A Panacea to the Plague

So, are the Indian family-owned businesses not successful? Are the reeti, rivaz, parampara (traditions, culture, heritage) indelible from professional management? Absolutely not! The beauty is – the families can use this heritage and system of management to evolve better than their peers, be it domestically or internationally. Take for example, the Tata Group of Companies. These companies need no introduction. These companies are famous for their culture, and the way they have intertwined the traditional culture into modern system of corporate governance into a beautiful synergy. Our system merely lays the foundation, and we can surely build upon the same, using continuous and dynamic evolvement of corporate governance laws to maximize the rewards for the stakeholders, and to be a better corporate person.

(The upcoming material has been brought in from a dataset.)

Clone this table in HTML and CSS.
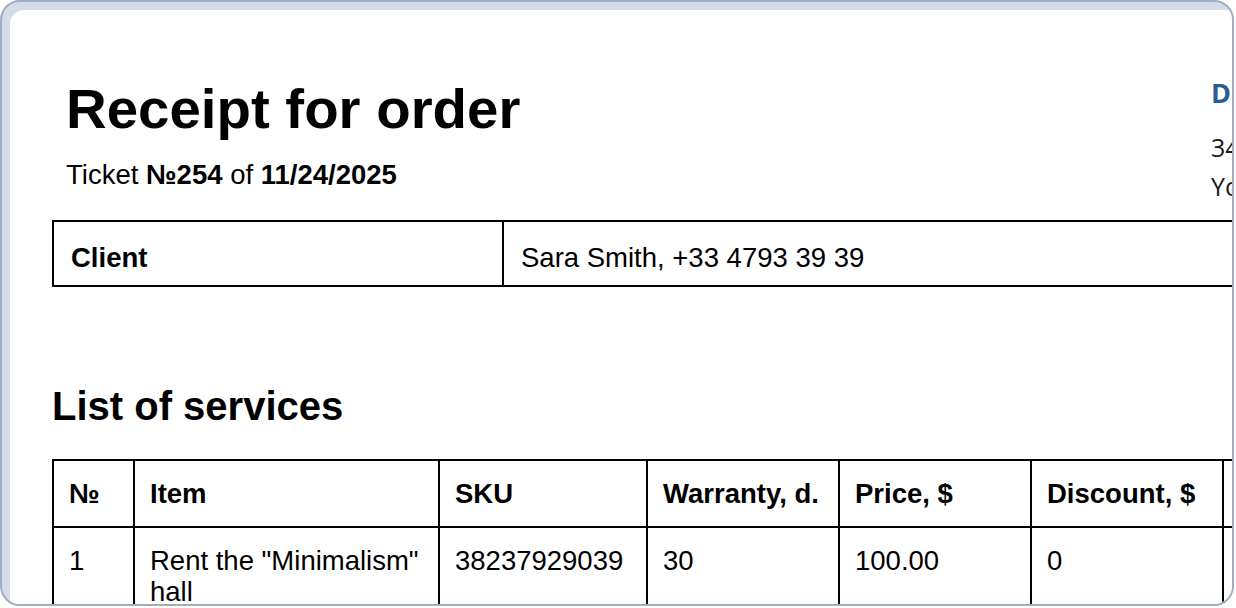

The road to our Hon’ble Prime Ministers dream of making India a USD 5 Trillion economy must have a strong corporate governance foundation. It does not mean that the basic facets of the Indian tradition must be discarded; rather they can be embraced and used in a manner to reach further heights. The road to greatness is never a linear line, it is a bumpy slope. It is true that the line which differentiates benefits to the company, and benefits to the promoter is getting blurred. But, we all know that money is the ultimate motivator. A healthy competition within a family together with enhanced corporate restructuring activity in force in our current times will change the façade of the Indian corporate society. Independent judgement with merits will only change the culture of the Indian society, not the legislation. As India becomes another brick in the great wall of global corporate culture, it will soon realize that one crack can bring down the whole building, being the economy. Fairness, independence, merits shall alone triumph any business to heights. With that being said, the weather in the corporate world is changing as we read. Without our knowledge and with a surprise, we will soon see a positive disruption in the corporate world where we can maintain both the fabrics of modernity and tradition.